Commissioner Jay Monahan has done everything possible to cripple LIV Golf. He has warned players not to play in any LIV events, implied they will forfeit their PGA Tour membership if they do, and ultimately denied releases to players who requested them. He created the Player Impact Program to spoon-feed millions of dollars to his biggest stars. (Johnson earned $3 million for finishing 7th in PIP last year; Phil Mickelson, LIV’s biggest public advocate thus far among current players, got $6 million for finishing second.)

Monahan tried to make this a simple choice: Stay or Go. For the most part, it worked. Almost all of the Tour’s biggest stars – Tiger Woods, Rory McIlroy, Jordan Spieth, Justin Thomas, Collin Morikawa – pledged allegiance to the Tour. But now Johnson, who has played as well in non-major PGA Tour events as anybody over the last decade, has gone – and not for an entirely new tour, which doesn’t exist at the moment, but for a single event.

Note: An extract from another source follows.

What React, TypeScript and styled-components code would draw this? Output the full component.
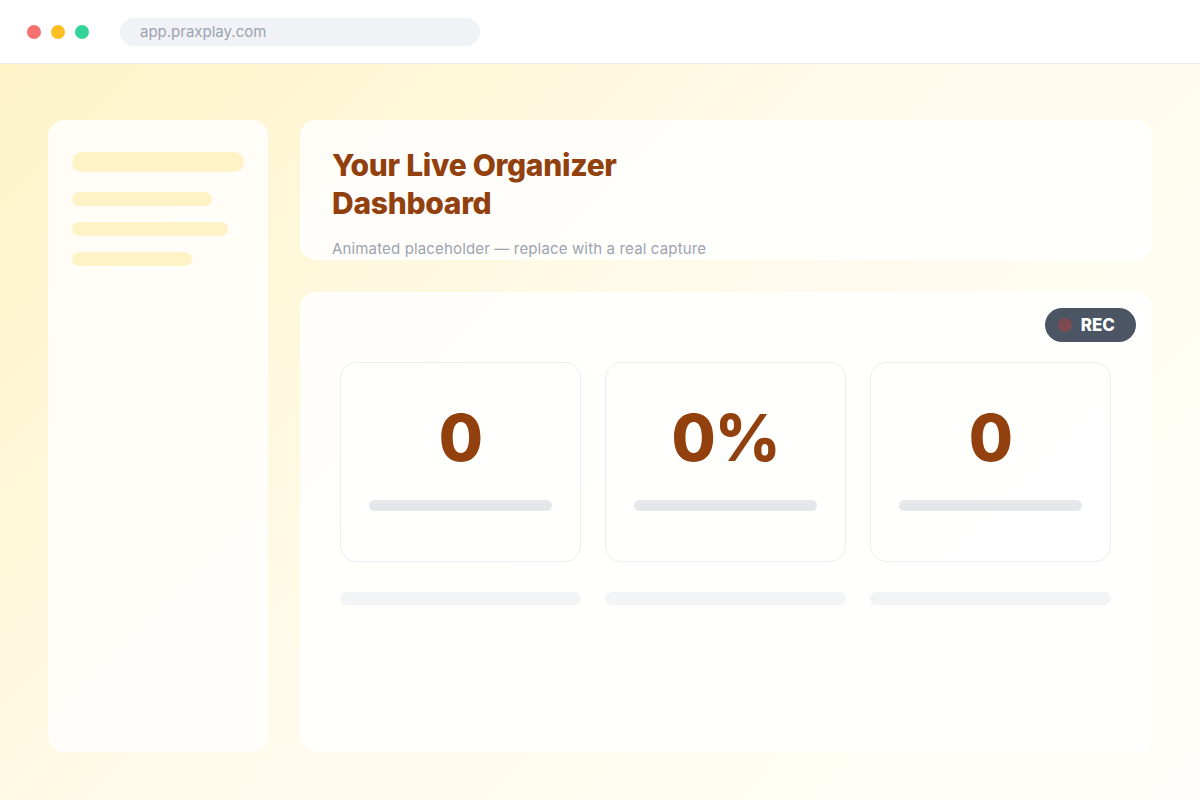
import React from 'react';
import styled, { createGlobalStyle } from 'styled-components';

const GlobalStyle = createGlobalStyle`
  html, body {
    margin: 0;
    padding: 0;
    width: 1200px;
    height: 800px;
    overflow: hidden;
    font-family: Inter, "Liberation Sans", Arial, sans-serif;
    background: #ffffff;
  }
  * {
    box-sizing: border-box;
  }
`;

const Window = styled.div`
  display: flex;
  flex-direction: column;
  width: 1200px;
  height: 800px;
`;

const TitleBar = styled.header`
  display: flex;
  align-items: center;
  height: 64px;
  padding: 0 27px;
  gap: 31px;
  background: #ffffff;
  border-bottom: 1px solid #eceae4;
`;

const Dots = styled.div`
  display: flex;
  gap: 10px;
`;

const Dot = styled.span<{ $color: string }>`
  width: 14px;
  height: 14px;
  border-radius: 50%;
  background: ${p => p.$color};
`;

const UrlBar = styled.div`
  display: flex;
  align-items: center;
  width: 360px;
  height: 28px;
  padding: 0 20px;
  border-radius: 14px;
  background: #f1f2f5;
  color: #9ca3af;
  font-size: 15px;
`;

const Stage = styled.main`
  flex: 1;
  display: grid;
  grid-template-columns: 220px 1fr;
  gap: 32px;
  padding: 56px 48px 48px;
  background: linear-gradient(135deg, #fef3c7 0%, #fffbeb 48%, #fffefa 100%);
`;

const Sidebar = styled.aside`
  display: flex;
  flex-direction: column;
  gap: 16px;
  padding: 32px 24px;
  border-radius: 16px;
  background: rgba(255, 255, 255, 0.8);
`;

const SideBar = styled.div<{ $w: number; $h: number }>`
  width: ${p => p.$w}px;
  height: ${p => p.$h}px;
  border-radius: 10px;
  background: #fef3c7;
  margin-bottom: ${p => (p.$h > 16 ? 4 : 0)}px;
`;

const Column = styled.div`
  display: flex;
  flex-direction: column;
  gap: 32px;
`;

const HeaderCard = styled.section`
  height: 140px;
  overflow: hidden;
  padding: 26px 32px 0;
  border-radius: 16px;
  background: rgba(255, 255, 255, 0.85);
`;

const Title = styled.h1`
  margin: 0;
  font-size: 30px;
  line-height: 38px;
  font-weight: 800;
  color: #92400e;
  letter-spacing: -0.3px;
`;

const Subtitle = styled.p`
  margin: 17px 0 0;
  font-size: 15px;
  line-height: 20px;
  color: #9ca3af;
  letter-spacing: 0.15px;
`;

const Panel = styled.section`
  position: relative;
  flex: 1;
  padding: 70px 41px 0 40px;
  border-radius: 16px;
  background: rgba(255, 255, 255, 0.85);
`;

const RecPill = styled.div`
  position: absolute;
  top: 16px;
  right: 16px;
  display: flex;
  align-items: center;
  gap: 9px;
  height: 34px;
  padding: 0 21px 0 13px;
  border-radius: 17px;
  background: #4b5563;
  color: #ffffff;
  font-size: 17px;
  font-weight: 800;
`;

const RecDot = styled.span`
  width: 14px;
  height: 14px;
  border-radius: 50%;
  background: #7d4a52;
`;

const StatGrid = styled.div`
  display: grid;
  grid-template-columns: repeat(3, 1fr);
  column-gap: 24px;
  row-gap: 30px;
`;

const StatCard = styled.div`
  display: flex;
  flex-direction: column;
  align-items: center;
  height: 200px;
  padding: 36px 28px 0;
  border: 1px solid #eceef1;
  border-radius: 16px;
  background: rgba(255, 255, 255, 0.6);
`;

const StatValue = styled.div`
  font-size: 64px;
  line-height: 78px;
  font-weight: 800;
  color: #92400e;
  letter-spacing: -1px;
`;

const StatBar = styled.div`
  width: 100%;
  height: 11px;
  margin-top: 23px;
  border-radius: 6px;
  background: #e5e7eb;
`;

const FootBar = styled.div`
  height: 13px;
  border-radius: 7px;
  background: #f3f4f6;
`;

const stats = ['0', '0%', '0'];

export default function App() {
  return (
    <>
      <GlobalStyle />
      <Window>
        <TitleBar>
          <Dots>
            <Dot $color="#f87171" />
            <Dot $color="#fbbf24" />
            <Dot $color="#34d399" />
          </Dots>
          <UrlBar>app.praxplay.com</UrlBar>
        </TitleBar>
        <Stage>
          <Sidebar>
            <SideBar $w={172} $h={20} />
            <SideBar $w={140} $h={14} />
            <SideBar $w={156} $h={14} />
            <SideBar $w={120} $h={14} />
          </Sidebar>
          <Column>
            <HeaderCard>
              <Title>
                Your Live Organizer
                <br />
                Dashboard
              </Title>
              <Subtitle>Animated placeholder — replace with a real capture</Subtitle>
            </HeaderCard>
            <Panel>
              <RecPill>
                <RecDot />
                REC
              </RecPill>
              <StatGrid>
                {stats.map((s, i) => (
                  <StatCard key={i}>
                    <StatValue>{s}</StatValue>
                    <StatBar />
                  </StatCard>
                ))}
                {stats.map((_, i) => (
                  <FootBar key={'f' + i} />
                ))}
              </StatGrid>
            </Panel>
          </Column>
        </Stage>
      </Window>
    </>
  );
}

As I have written, the LIV events are an unseemly money grab. The Saudi government is using golfers to launder its image as an oppressive regime, as Mickelson has acknowledged. But Monahan and LIV Golf frontman Greg Norman have been posturing, with Monahan taking the hardest line he can and Norman insisting his lawyers say he can win any suit. That all sounds good until you have to do what you claimed you would do.

What if Johnson plays one event and asks to come back? What if he says he regrets it? Is he really going to be banned from the PGA Tour for life for playing one golf event?

If Johnson loves the LIV life (because he can play golf and make a bunch of money), he will surely still want to play the Masters, which is not run by the PGA Tour. Is Augusta National, with its relentless emphasis on tradition, really going to ban four former champions? (Johnson, Sergio Garcia and Charl Schwartzel all signed up with the Saudis; Mickelson hasn’t yet but has indicated he would.) If ANGC lets Johnson play and he wins again, does the PGA Tour count that as a PGA Tour win?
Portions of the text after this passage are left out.